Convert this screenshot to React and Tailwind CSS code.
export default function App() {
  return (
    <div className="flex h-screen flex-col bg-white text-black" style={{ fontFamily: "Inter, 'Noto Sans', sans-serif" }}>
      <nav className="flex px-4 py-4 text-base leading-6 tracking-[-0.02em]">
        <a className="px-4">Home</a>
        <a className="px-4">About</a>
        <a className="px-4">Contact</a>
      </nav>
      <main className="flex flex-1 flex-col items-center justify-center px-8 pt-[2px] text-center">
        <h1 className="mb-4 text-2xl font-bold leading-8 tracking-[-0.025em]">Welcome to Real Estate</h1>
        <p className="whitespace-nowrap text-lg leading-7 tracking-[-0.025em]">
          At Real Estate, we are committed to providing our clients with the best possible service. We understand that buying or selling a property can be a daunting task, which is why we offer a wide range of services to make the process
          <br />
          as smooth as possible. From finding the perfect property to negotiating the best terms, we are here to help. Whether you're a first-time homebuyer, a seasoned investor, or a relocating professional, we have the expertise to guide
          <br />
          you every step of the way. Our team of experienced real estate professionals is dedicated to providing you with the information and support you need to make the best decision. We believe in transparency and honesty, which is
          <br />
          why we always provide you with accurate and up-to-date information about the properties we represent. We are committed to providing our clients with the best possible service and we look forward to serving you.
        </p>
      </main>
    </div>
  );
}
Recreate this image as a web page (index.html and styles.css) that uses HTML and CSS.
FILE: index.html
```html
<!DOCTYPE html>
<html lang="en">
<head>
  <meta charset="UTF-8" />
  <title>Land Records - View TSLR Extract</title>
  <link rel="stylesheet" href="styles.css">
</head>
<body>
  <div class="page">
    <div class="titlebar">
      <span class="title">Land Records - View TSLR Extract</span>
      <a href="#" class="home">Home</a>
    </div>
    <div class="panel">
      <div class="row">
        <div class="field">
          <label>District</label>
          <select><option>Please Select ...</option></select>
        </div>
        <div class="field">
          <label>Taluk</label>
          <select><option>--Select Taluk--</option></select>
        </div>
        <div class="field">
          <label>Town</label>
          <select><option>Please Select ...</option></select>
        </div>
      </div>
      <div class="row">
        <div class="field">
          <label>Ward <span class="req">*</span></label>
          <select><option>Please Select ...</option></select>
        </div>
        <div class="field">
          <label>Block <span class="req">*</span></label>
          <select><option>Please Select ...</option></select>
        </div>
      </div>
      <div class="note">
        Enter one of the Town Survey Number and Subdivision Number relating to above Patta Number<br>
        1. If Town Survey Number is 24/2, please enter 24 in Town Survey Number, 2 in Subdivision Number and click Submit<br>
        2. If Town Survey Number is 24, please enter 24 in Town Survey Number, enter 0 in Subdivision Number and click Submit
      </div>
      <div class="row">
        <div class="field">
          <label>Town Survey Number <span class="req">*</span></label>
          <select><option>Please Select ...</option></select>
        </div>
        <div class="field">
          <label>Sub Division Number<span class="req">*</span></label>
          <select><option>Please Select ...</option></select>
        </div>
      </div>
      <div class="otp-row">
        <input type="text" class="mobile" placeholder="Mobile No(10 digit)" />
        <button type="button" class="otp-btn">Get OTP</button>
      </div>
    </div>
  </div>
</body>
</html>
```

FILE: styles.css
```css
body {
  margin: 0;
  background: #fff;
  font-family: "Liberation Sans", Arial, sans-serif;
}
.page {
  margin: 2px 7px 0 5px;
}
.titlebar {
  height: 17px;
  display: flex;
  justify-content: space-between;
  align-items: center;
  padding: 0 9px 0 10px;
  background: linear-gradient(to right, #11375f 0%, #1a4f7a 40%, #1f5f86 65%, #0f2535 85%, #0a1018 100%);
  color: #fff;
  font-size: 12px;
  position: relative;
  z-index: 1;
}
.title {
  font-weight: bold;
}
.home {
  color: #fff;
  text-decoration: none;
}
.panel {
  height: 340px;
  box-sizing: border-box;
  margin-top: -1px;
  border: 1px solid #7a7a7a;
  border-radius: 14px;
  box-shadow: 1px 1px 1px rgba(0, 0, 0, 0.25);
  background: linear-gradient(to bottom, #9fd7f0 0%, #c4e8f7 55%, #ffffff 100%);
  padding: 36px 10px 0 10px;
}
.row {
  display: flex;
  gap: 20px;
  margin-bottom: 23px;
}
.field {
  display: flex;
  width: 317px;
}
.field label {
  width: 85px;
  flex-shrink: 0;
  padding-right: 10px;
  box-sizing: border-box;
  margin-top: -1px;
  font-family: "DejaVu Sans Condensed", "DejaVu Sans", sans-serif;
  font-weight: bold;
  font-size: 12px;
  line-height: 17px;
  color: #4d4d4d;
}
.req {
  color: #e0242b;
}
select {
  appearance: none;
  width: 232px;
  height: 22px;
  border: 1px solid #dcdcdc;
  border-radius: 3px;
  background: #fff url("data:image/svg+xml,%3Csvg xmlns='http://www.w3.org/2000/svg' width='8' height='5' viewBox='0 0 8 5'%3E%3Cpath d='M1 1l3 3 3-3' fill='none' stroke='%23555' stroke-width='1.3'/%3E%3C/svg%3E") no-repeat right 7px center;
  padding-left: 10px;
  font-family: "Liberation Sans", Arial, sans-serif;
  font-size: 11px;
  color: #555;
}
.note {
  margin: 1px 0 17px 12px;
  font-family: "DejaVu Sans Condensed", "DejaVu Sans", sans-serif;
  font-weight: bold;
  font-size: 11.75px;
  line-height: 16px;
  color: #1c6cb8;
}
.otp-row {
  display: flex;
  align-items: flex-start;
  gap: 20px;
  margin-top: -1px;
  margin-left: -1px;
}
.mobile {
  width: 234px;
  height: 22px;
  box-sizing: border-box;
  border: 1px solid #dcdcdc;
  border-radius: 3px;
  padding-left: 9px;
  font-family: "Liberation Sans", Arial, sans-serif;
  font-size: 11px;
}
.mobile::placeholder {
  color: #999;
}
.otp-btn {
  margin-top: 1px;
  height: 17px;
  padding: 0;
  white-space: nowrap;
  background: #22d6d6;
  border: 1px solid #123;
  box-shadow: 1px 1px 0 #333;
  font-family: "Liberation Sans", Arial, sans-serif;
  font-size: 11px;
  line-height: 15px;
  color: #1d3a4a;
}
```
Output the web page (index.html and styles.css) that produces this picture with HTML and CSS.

**Objective**
Write all of the records out again exactly.

**Solution to this problem**
Convert this screenshot to React and Tailwind CSS code.
export default function App() {
  return (
    <div className="flex h-screen flex-col bg-white text-black" style={{ fontFamily: "Inter, 'Noto Sans', sans-serif" }}>
      <nav className="flex px-4 py-4 text-base leading-6 tracking-[-0.02em]">
        <a className="px-4">Home</a>
        <a className="px-4">About</a>
        <a className="px-4">Contact</a>
      </nav>
      <main className="flex flex-1 flex-col items-center justify-center px-8 pt-[2px] text-center">
        <h1 className="mb-4 text-2xl font-bold leading-8 tracking-[-0.025em]">Welcome to Real Estate</h1>
        <p className="whitespace-nowrap text-lg leading-7 tracking-[-0.025em]">
          At Real Estate, we are committed to providing our clients with the best possible service. We understand that buying or selling a property can be a daunting task, which is why we offer a wide range of services to make the process
          <br />
          as smooth as possible. From finding the perfect property to negotiating the best terms, we are here to help. Whether you're a first-time homebuyer, a seasoned investor, or a relocating professional, we have the expertise to guide
          <br />
          you every step of the way. Our team of experienced real estate professionals is dedicated to providing you with the information and support you need to make the best decision. We believe in transparency and honesty, which is
          <br />
          why we always provide you with accurate and up-to-date information about the properties we represent. We are committed to providing our clients with the best possible service and we look forward to serving you.
        </p>
      </main>
    </div>
  );
}
Recreate this image as a web page (index.html and styles.css) that uses HTML and CSS.
FILE: index.html
```html
<!DOCTYPE html>
<html lang="en">
<head>
  <meta charset="UTF-8" />
  <title>Land Records - View TSLR Extract</title>
  <link rel="stylesheet" href="styles.css">
</head>
<body>
  <div class="page">
    <div class="titlebar">
      <span class="title">Land Records - View TSLR Extract</span>
      <a href="#" class="home">Home</a>
    </div>
    <div class="panel">
      <div class="row">
        <div class="field">
          <label>District</label>
          <select><option>Please Select ...</option></select>
        </div>
        <div class="field">
          <label>Taluk</label>
          <select><option>--Select Taluk--</option></select>
        </div>
        <div class="field">
          <label>Town</label>
          <select><option>Please Select ...</option></select>
        </div>
      </div>
      <div class="row">
        <div class="field">
          <label>Ward <span class="req">*</span></label>
          <select><option>Please Select ...</option></select>
        </div>
        <div class="field">
          <label>Block <span class="req">*</span></label>
          <select><option>Please Select ...</option></select>
        </div>
      </div>
      <div class="note">
        Enter one of the Town Survey Number and Subdivision Number relating to above Patta Number<br>
        1. If Town Survey Number is 24/2, please enter 24 in Town Survey Number, 2 in Subdivision Number and click Submit<br>
        2. If Town Survey Number is 24, please enter 24 in Town Survey Number, enter 0 in Subdivision Number and click Submit
      </div>
      <div class="row">
        <div class="field">
          <label>Town Survey Number <span class="req">*</span></label>
          <select><option>Please Select ...</option></select>
        </div>
        <div class="field">
          <label>Sub Division Number<span class="req">*</span></label>
          <select><option>Please Select ...</option></select>
        </div>
      </div>
      <div class="otp-row">
        <input type="text" class="mobile" placeholder="Mobile No(10 digit)" />
        <button type="button" class="otp-btn">Get OTP</button>
      </div>
    </div>
  </div>
</body>
</html>
```

FILE: styles.css
```css
body {
  margin: 0;
  background: #fff;
  font-family: "Liberation Sans", Arial, sans-serif;
}
.page {
  margin: 2px 7px 0 5px;
}
.titlebar {
  height: 17px;
  display: flex;
  justify-content: space-between;
  align-items: center;
  padding: 0 9px 0 10px;
  background: linear-gradient(to right, #11375f 0%, #1a4f7a 40%, #1f5f86 65%, #0f2535 85%, #0a1018 100%);
  color: #fff;
  font-size: 12px;
  position: relative;
  z-index: 1;
}
.title {
  font-weight: bold;
}
.home {
  color: #fff;
  text-decoration: none;
}
.panel {
  height: 340px;
  box-sizing: border-box;
  margin-top: -1px;
  border: 1px solid #7a7a7a;
  border-radius: 14px;
  box-shadow: 1px 1px 1px rgba(0, 0, 0, 0.25);
  background: linear-gradient(to bottom, #9fd7f0 0%, #c4e8f7 55%, #ffffff 100%);
  padding: 36px 10px 0 10px;
}
.row {
  display: flex;
  gap: 20px;
  margin-bottom: 23px;
}
.field {
  display: flex;
  width: 317px;
}
.field label {
  width: 85px;
  flex-shrink: 0;
  padding-right: 10px;
  box-sizing: border-box;
  margin-top: -1px;
  font-family: "DejaVu Sans Condensed", "DejaVu Sans", sans-serif;
  font-weight: bold;
  font-size: 12px;
  line-height: 17px;
  color: #4d4d4d;
}
.req {
  color: #e0242b;
}
select {
  appearance: none;
  width: 232px;
  height: 22px;
  border: 1px solid #dcdcdc;
  border-radius: 3px;
  background: #fff url("data:image/svg+xml,%3Csvg xmlns='http://www.w3.org/2000/svg' width='8' height='5' viewBox='0 0 8 5'%3E%3Cpath d='M1 1l3 3 3-3' fill='none' stroke='%23555' stroke-width='1.3'/%3E%3C/svg%3E") no-repeat right 7px center;
  padding-left: 10px;
  font-family: "Liberation Sans", Arial, sans-serif;
  font-size: 11px;
  color: #555;
}
.note {
  margin: 1px 0 17px 12px;
  font-family: "DejaVu Sans Condensed", "DejaVu Sans", sans-serif;
  font-weight: bold;
  font-size: 11.75px;
  line-height: 16px;
  color: #1c6cb8;
}
.otp-row {
  display: flex;
  align-items: flex-start;
  gap: 20px;
  margin-top: -1px;
  margin-left: -1px;
}
.mobile {
  width: 234px;
  height: 22px;
  box-sizing: border-box;
  border: 1px solid #dcdcdc;
  border-radius: 3px;
  padding-left: 9px;
  font-family: "Liberation Sans", Arial, sans-serif;
  font-size: 11px;
}
.mobile::placeholder {
  color: #999;
}
.otp-btn {
  margin-top: 1px;
  height: 17px;
  padding: 0;
  white-space: nowrap;
  background: #22d6d6;
  border: 1px solid #123;
  box-shadow: 1px 1px 0 #333;
  font-family: "Liberation Sans", Arial, sans-serif;
  font-size: 11px;
  line-height: 15px;
  color: #1d3a4a;
}
```
Output the web page (index.html and styles.css) that produces this picture with HTML and CSS.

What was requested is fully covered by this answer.